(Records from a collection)
☆ ☆ ☆
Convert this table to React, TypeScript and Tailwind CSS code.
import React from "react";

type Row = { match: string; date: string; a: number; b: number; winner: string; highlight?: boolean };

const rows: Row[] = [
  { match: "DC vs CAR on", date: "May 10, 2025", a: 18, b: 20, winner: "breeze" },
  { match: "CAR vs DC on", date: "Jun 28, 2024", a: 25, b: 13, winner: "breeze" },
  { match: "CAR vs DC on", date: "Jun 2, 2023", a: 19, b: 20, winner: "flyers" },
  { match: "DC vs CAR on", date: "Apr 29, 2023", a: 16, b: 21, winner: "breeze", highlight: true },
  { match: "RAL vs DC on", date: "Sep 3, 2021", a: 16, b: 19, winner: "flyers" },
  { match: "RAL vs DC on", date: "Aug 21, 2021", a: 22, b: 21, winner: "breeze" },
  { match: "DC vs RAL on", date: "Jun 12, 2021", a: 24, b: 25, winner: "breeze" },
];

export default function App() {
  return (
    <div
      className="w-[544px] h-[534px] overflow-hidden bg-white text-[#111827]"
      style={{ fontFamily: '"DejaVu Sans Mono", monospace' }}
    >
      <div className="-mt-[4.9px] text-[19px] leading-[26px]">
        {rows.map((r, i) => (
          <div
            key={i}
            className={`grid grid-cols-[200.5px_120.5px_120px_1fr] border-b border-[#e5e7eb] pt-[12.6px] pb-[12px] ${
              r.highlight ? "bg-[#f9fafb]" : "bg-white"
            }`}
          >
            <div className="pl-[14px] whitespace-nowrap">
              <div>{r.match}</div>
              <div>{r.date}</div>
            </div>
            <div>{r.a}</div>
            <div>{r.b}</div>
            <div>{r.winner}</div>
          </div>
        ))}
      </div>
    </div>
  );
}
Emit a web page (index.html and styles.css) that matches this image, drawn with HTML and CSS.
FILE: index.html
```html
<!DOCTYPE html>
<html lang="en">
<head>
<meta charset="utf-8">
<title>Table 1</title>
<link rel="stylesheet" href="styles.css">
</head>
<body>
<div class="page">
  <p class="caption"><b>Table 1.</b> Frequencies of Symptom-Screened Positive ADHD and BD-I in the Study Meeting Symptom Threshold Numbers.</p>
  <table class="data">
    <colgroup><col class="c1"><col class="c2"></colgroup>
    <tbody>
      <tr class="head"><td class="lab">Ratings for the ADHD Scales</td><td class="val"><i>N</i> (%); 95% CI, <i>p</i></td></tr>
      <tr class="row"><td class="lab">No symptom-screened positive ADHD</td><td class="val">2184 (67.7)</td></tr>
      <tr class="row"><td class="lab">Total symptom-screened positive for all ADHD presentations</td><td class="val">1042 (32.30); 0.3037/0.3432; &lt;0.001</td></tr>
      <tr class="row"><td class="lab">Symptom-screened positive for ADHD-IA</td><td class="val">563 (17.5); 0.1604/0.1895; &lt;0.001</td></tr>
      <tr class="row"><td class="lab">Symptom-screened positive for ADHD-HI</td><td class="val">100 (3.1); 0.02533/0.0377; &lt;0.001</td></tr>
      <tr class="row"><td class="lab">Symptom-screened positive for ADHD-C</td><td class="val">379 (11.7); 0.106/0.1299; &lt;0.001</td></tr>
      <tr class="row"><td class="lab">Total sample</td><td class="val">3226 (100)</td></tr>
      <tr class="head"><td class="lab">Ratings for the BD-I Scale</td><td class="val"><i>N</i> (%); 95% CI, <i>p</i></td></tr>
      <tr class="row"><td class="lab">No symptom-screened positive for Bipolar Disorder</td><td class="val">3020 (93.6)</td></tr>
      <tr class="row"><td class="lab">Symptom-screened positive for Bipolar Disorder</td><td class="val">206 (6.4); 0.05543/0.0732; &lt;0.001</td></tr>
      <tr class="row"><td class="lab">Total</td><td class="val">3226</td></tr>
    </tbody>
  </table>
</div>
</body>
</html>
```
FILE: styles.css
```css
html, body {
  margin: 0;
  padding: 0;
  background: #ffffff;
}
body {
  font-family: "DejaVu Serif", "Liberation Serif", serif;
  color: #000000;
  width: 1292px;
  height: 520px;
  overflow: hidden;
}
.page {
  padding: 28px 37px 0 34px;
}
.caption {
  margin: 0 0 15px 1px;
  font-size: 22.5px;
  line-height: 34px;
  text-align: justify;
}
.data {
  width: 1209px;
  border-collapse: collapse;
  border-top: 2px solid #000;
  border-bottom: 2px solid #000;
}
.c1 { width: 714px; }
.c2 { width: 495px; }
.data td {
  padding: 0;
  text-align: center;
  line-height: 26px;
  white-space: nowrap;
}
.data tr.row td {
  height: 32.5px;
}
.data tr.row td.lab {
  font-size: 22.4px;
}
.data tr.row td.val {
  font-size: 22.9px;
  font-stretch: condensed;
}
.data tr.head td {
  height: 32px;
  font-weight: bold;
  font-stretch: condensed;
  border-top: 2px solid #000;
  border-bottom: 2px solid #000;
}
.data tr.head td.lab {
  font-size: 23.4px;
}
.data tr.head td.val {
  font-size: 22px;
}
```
☆ ☆ ☆
● **DO THIS**
Working from the entries above, return all lines that contain "page".

● **REPLY TO THE TASK**
Emit a web page (index.html and styles.css) that matches this image, drawn with HTML and CSS.
<div class="page">
.page {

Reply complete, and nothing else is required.